The unique cyber fighting force adds to the Army’s network operations arsenal and will face what military officials describe as a growing and persistent threat of a network invasion. “It’s a very complex threat—pervasive, evolving, highly intelligent, very adaptive to our countermeasures,” Col. Sweet says. “It ranges from nation-states to non-nation-state actors, criminal elements and individual hackers. Motivations and goals range from the challenge of getting into a network to ideological goals to financial gain, including gathering information and intelligence to support foreign national interests. It’s a wide and varied threat we have to defend against.”

That threat, according to Col. Sweet and other Defense Department officials, includes an average of 250,000 probes per hour on its 15,000 networks and more than 7 million computing devices. “That comes out to about 6 million times a day that someone is trying to get into our networks,” the colonel contends. In addition, cyber threats continue to grow in scope and severity on a daily basis, defense officials warn, with more than 60,000 new malicious software programs or variations identified every day.

The commander cites the ever-evolving threat as one challenge the new unit faces. “If there’s anything that keeps me awake at night, it’s the technology and how fast our adversaries evolve and the techniques they’re using to try to get into our networks—and keeping up with that amount of information,” he says.

Army Cyber History

1998: 704thMilitary Intelligence (MI)
Brigade tasked to develop a computer network operations force for the Army.

2000: Detachment Meade, 742nd MI Battalion established.

2007: Detachment Meade renamed
Army Network Warfare Battalion.

2009: Army Network Warfare Battalion officially activated as the 744th MI Battalion (Army Network Warfare Battalion).

2010: Army approved establishment of
Army Cyber Brigade and designated the 780th MI Brigade to fulfill the mission.

Still in the early stages of growing the unit, he has more mundane worries though, including staffing the brigade, constructing buildings for the personnel, training the work force and retaining the work force once it is trained. “Our work force is a mix of civilian and military, so we’re actively recruiting a civilian work force to come in and work for us,” he states. “You have industry and even other Department of Defense organizations eager to hire soldiers and civilians with cyber skill sets, so it is a tough mission to retain our personnel.” He adds that, so far, the service successfully retains a fair number of its cyber professionals.

Training will include more than 22 weeks of advanced individual schooling in a new military occupational skill (MOS) known as a cryptologic network warfare specialist. The new MOS was approved in January. Soldiers, sailors, airmen and Marines who sign up for the new job skill attend a joint advanced individual training course in Pensacola, Florida. Additionally, soldiers assigned to the new brigade continually receive additional training with the unit to maintain and update their skills.

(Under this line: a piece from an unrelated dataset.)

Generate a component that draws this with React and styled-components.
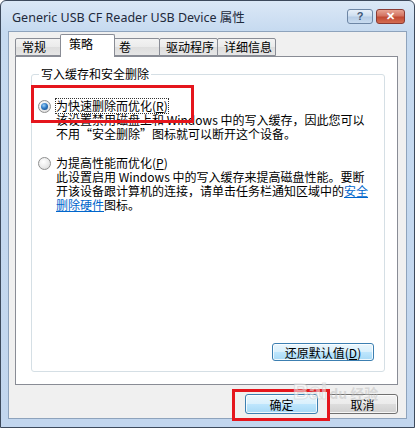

Brigade personnel are given the discretion of writing code as new threats arise rather than having to rely on available tools or submit new software to a cumbersome approval process. “Because of the evolution of the threat—how fast technology changes—we need to have that capability to keep up with the threat and to continually update the tools that we’re using to defend our network. It would make it difficult to conduct our mission if we didn’t have the ability to react to what the adversaries are doing,” the colonel states.

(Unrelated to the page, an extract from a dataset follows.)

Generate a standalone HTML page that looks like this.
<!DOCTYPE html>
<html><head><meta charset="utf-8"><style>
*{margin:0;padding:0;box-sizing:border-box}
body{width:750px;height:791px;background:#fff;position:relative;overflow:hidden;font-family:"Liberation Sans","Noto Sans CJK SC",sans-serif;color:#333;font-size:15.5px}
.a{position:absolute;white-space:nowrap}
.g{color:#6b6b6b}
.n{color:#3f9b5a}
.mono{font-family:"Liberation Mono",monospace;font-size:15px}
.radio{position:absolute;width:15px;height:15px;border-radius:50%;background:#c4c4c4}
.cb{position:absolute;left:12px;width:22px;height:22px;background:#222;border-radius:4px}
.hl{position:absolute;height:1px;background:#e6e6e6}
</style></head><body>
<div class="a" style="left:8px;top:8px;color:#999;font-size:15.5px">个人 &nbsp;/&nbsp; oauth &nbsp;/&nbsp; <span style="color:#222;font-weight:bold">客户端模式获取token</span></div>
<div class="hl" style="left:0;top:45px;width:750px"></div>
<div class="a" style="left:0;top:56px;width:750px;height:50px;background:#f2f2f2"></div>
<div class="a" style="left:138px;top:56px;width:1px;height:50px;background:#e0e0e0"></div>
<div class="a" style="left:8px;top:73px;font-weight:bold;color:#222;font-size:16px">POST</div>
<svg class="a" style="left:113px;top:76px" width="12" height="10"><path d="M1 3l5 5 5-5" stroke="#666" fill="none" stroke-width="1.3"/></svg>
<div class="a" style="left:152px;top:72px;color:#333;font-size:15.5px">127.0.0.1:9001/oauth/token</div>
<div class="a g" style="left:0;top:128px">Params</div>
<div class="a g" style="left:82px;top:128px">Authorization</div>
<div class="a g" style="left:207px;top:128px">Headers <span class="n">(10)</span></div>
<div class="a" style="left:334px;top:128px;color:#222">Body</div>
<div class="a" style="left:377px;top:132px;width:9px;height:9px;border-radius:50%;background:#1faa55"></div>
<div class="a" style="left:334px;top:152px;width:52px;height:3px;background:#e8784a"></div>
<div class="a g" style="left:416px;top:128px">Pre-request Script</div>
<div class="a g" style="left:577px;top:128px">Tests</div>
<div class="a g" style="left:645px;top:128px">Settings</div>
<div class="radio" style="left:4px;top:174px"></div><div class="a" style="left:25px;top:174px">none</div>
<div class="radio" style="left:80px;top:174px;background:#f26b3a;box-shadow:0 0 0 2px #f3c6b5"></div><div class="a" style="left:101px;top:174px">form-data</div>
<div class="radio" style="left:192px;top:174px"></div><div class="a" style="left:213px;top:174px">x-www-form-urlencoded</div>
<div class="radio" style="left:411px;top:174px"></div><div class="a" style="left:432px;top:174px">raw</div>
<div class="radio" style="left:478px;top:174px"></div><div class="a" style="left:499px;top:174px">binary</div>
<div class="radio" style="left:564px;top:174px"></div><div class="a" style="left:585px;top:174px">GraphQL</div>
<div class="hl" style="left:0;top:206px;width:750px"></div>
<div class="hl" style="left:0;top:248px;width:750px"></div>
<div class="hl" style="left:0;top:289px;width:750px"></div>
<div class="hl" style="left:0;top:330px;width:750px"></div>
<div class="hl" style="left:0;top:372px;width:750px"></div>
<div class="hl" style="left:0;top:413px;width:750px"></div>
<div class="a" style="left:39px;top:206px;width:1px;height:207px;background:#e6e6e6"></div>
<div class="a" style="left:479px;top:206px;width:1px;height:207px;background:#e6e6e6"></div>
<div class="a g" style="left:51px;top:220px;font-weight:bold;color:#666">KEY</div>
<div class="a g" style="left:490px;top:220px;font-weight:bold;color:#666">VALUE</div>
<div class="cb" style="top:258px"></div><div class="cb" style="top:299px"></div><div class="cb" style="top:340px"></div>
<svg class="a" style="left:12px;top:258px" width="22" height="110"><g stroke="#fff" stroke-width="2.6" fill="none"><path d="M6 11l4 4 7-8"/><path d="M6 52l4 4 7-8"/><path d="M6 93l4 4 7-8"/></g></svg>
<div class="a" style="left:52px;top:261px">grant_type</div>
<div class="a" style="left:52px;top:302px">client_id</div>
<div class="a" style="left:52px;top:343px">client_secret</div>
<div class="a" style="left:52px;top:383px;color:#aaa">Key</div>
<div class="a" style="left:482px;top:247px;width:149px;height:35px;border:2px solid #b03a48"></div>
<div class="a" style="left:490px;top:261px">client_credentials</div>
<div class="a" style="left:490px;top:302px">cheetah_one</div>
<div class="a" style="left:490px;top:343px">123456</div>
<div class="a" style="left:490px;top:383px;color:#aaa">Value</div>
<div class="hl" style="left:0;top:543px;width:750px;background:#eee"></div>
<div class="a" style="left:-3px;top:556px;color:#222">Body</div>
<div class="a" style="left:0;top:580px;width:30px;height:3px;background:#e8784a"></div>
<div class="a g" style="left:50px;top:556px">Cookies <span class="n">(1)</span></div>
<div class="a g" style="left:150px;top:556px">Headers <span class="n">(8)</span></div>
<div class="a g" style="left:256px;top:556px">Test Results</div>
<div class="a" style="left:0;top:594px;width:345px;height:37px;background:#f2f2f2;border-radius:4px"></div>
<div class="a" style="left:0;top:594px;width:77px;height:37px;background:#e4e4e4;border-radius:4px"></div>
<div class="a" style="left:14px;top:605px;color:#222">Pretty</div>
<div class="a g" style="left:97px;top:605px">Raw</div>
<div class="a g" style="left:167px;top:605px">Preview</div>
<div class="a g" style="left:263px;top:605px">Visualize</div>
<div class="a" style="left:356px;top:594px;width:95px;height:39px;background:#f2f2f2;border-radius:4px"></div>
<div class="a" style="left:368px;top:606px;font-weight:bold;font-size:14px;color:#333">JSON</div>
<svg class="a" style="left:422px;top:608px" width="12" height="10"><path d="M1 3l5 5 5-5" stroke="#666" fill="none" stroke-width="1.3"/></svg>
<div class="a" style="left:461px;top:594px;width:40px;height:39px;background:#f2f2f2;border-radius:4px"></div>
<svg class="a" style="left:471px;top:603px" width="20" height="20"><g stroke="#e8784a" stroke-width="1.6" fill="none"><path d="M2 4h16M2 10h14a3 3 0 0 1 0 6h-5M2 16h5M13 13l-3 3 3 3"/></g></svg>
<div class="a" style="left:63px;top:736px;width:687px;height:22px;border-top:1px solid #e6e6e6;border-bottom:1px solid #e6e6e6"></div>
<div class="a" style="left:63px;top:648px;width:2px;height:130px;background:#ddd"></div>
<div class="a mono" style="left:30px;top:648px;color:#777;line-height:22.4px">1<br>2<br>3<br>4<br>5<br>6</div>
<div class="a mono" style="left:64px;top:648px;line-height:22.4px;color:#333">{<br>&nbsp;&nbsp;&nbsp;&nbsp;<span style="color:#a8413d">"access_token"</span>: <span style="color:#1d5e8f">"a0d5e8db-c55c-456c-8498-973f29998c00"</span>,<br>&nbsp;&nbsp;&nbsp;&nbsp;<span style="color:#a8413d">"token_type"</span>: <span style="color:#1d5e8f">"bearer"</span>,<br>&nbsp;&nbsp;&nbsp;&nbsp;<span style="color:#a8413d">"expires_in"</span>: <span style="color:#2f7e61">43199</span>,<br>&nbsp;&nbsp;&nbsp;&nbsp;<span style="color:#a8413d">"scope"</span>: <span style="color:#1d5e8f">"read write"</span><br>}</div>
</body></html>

The brigade hosts one battalion, the 781st Military Intelligence Battalion and the brigade headquarters at Fort Meade, Maryland, and is building another battalion, the 782nd Military Intelligence Battalion, along with a headquarters company, at Fort Gordon, Georgia. The headquarters company is scheduled for activation in September or October of this year, and the 782nd should be fully established by summer of 2013.

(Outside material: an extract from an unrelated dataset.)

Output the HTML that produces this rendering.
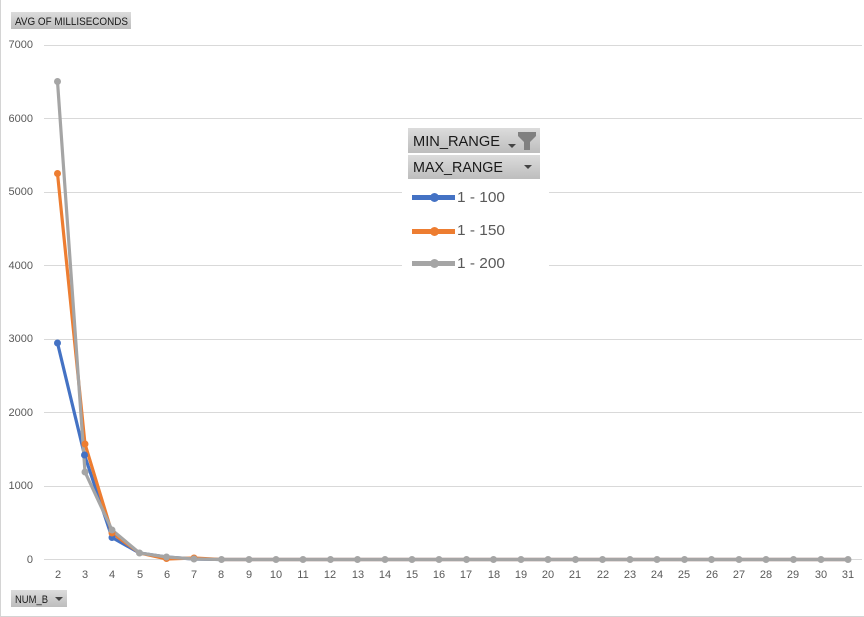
<!DOCTYPE html>
<html><head><meta charset="utf-8">
<style>
html,body{margin:0;padding:0;background:#fff;width:864px;height:617px;overflow:hidden}
svg{display:block}
text{font-family:"Liberation Sans",sans-serif}
</style></head><body>
<svg width="864" height="617" viewBox="0 0 864 617" xmlns="http://www.w3.org/2000/svg">
<defs>
<linearGradient id="g" x1="0" y1="0" x2="0" y2="1"><stop offset="0" stop-color="#dcdcdc"/><stop offset="1" stop-color="#bdbdbd"/></linearGradient>
</defs>
<rect x="0" y="0" width="1" height="617" fill="#d4d4d4"/>
<rect x="0" y="616" width="864" height="1" fill="#d4d4d4"/>
<g stroke="#d9d9d9" stroke-width="1">
<path d="M44 45.5H862M44 118.5H862M44 192.5H402M549 192.5H862M44 265.5H402M549 265.5H862M44 339.5H862M44 412.5H862M44 486.5H862M44 559.5H862"/>
</g>
<g font-size="11" fill="#595959" text-anchor="end">
<text x="33" y="48">7000</text><text x="33" y="122">6000</text><text x="33" y="195">5000</text><text x="33" y="269">4000</text><text x="33" y="342">3000</text><text x="33" y="416">2000</text><text x="33" y="489">1000</text><text x="33" y="563">0</text>
</g>
<g font-size="11" fill="#595959" text-anchor="middle">
<text x="58" y="578">2</text><text x="85" y="578">3</text><text x="112" y="578">4</text><text x="140" y="578">5</text><text x="167" y="578">6</text><text x="194" y="578">7</text><text x="221" y="578">8</text><text x="249" y="578">9</text><text x="276" y="578">10</text><text x="303" y="578">11</text><text x="330" y="578">12</text><text x="358" y="578">13</text><text x="385" y="578">14</text><text x="412" y="578">15</text><text x="439" y="578">16</text><text x="466" y="578">17</text><text x="494" y="578">18</text><text x="521" y="578">19</text><text x="548" y="578">20</text><text x="575" y="578">21</text><text x="603" y="578">22</text><text x="630" y="578">23</text><text x="657" y="578">24</text><text x="684" y="578">25</text><text x="712" y="578">26</text><text x="739" y="578">27</text><text x="766" y="578">28</text><text x="793" y="578">29</text><text x="821" y="578">30</text><text x="848" y="578">31</text>
</g>
<g fill="none" stroke-width="3.2" stroke-linejoin="round">
<path stroke="#4472c4" d="M57.5 343L84.5 455L112 537.500L139.5 553L166.5 557L194 559L221.5 559.5H848"/>
<path stroke="#ed7d31" d="M57.5 173.5L85 444L112 533L139.5 553L166.5 559L194 558L221.5 559.5H848"/>
<path stroke="#a5a5a5" d="M57.5 81.5L85 472L112 530L139.5 553L166.5 557L194 559L221.5 559.5H848"/>
</g>
<g fill="#4472c4"><circle cx="57.5" cy="343" r="3.5"/><circle cx="84.5" cy="455" r="3.5"/><circle cx="112" cy="537.5" r="3.5"/></g>
<g fill="#ed7d31"><circle cx="57.5" cy="173.5" r="3.5"/><circle cx="85" cy="444" r="3.5"/><circle cx="112" cy="533" r="3.5"/><circle cx="166.5" cy="558.5" r="3.5"/><circle cx="194" cy="558" r="3.5"/></g>
<g fill="#a5a5a5">
<circle cx="57.5" cy="81.5" r="3.5"/><circle cx="85" cy="472" r="3.5"/><circle cx="112" cy="530" r="3.5"/><circle cx="139.5" cy="553" r="3.5"/><circle cx="166.5" cy="557" r="3.5"/><circle cx="194" cy="559" r="3.5"/><circle cx="221.5" cy="559.5" r="3.5"/><circle cx="249" cy="559.5" r="3.5"/><circle cx="276" cy="559.5" r="3.5"/><circle cx="303" cy="559.5" r="3.5"/><circle cx="330.5" cy="559.5" r="3.5"/><circle cx="357.5" cy="559.5" r="3.5"/><circle cx="385" cy="559.5" r="3.5"/><circle cx="412" cy="559.5" r="3.5"/><circle cx="439" cy="559.5" r="3.5"/><circle cx="466.5" cy="559.5" r="3.5"/><circle cx="493.5" cy="559.5" r="3.5"/><circle cx="521" cy="559.5" r="3.5"/><circle cx="548" cy="559.5" r="3.5"/><circle cx="575.5" cy="559.5" r="3.5"/><circle cx="602.5" cy="559.5" r="3.5"/><circle cx="630" cy="559.5" r="3.5"/><circle cx="657" cy="559.5" r="3.5"/><circle cx="684.5" cy="559.5" r="3.5"/><circle cx="711.5" cy="559.5" r="3.5"/><circle cx="739" cy="559.5" r="3.5"/><circle cx="766" cy="559.5" r="3.5"/><circle cx="793.5" cy="559.5" r="3.5"/><circle cx="821" cy="559.5" r="3.5"/><circle cx="848" cy="559.5" r="3.5"/>
</g>
<rect x="11" y="12" width="120" height="17" fill="url(#g)"/>
<text x="15" y="25" font-size="11" fill="#1a1a1a" textLength="113" lengthAdjust="spacingAndGlyphs">AVG OF MILLISECONDS</text>
<rect x="11" y="590" width="56" height="17" fill="url(#g)"/>
<text x="15" y="603" font-size="11" fill="#1a1a1a" textLength="33" lengthAdjust="spacingAndGlyphs">NUM_B</text>
<path d="M55 597h8l-4 4z" fill="#444"/>
<rect x="408" y="128" width="132" height="25" fill="url(#g)"/>
<rect x="408" y="155" width="132" height="24" fill="url(#g)"/>
<text x="413" y="146" font-size="15" fill="#1a1a1a" textLength="87" lengthAdjust="spacingAndGlyphs">MIN_RANGE</text>
<text x="413" y="172" font-size="15" fill="#1a1a1a" textLength="90" lengthAdjust="spacingAndGlyphs">MAX_RANGE</text>
<path d="M508 144h8l-4 4z" fill="#444"/>
<path d="M518 132h18v4l-6 6v8h-6v-8l-6-6z" fill="#808080"/>
<path d="M524 165h8l-4 4z" fill="#444"/>
<rect x="412" y="195" width="43" height="5" fill="#4472c4"/><circle cx="434.500" cy="197.500" r="4.500" fill="#4472c4"/>
<rect x="412" y="229" width="43" height="5" fill="#ed7d31"/><circle cx="434.500" cy="231.500" r="4.500" fill="#ed7d31"/>
<rect x="412" y="261" width="43" height="5" fill="#a5a5a5"/><circle cx="434.500" cy="263.500" r="4.500" fill="#a5a5a5"/>
<g font-size="15" fill="#595959">
<text x="457" y="202" textLength="48" lengthAdjust="spacingAndGlyphs">1 - 100</text>
<text x="457" y="235" textLength="48" lengthAdjust="spacingAndGlyphs">1 - 150</text>
<text x="457" y="268" textLength="48" lengthAdjust="spacingAndGlyphs">1 - 200</text>
</g>
</svg>
</body></html>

The brigade works closely with other cyber organizations, such as the National Security Agency, Army Cyber Command and U.S. Cyber Command. The unit has an administrative control relationship with the Army’s Intelligence and Security Command (INSCOM), meaning INSCOM provides administrative support such as budgeting. Operational control however is held by Army Cyber Command (ARCYBER), which means Lt. Gen. Rhett Hernandez, USA, who leads the ARCYBER, has the authority to assign missions to the new unit. The ARCYBER brings together the service’s cyber resources under a single command. The Network Enterprise Technology Command/9th Signal Command and 1st Information Operations Command (Land) are subordinate units. Additionally, INSCOM falls under the ARCYBER operational control for network security operations.

Army officials point out that the service’s first cyber brigade was approved and initiated during a time of two wars in the Middle East, other operations around the globe and resource constraints, which indicates how seriously the military takes the cyber threat. At the activation ceremony, Maj. Gen. Mary A. Legere, USA, INSCOM commander, indicated that the activation of an entirely new unit is a military rarity. The brigade will, she says, “… contribute to a complex fight against those who present a clear and present danger to our nation’s security, while providing new and breathtaking capabilities to our Army’s already impressive portfolio of warfighting capabilities.”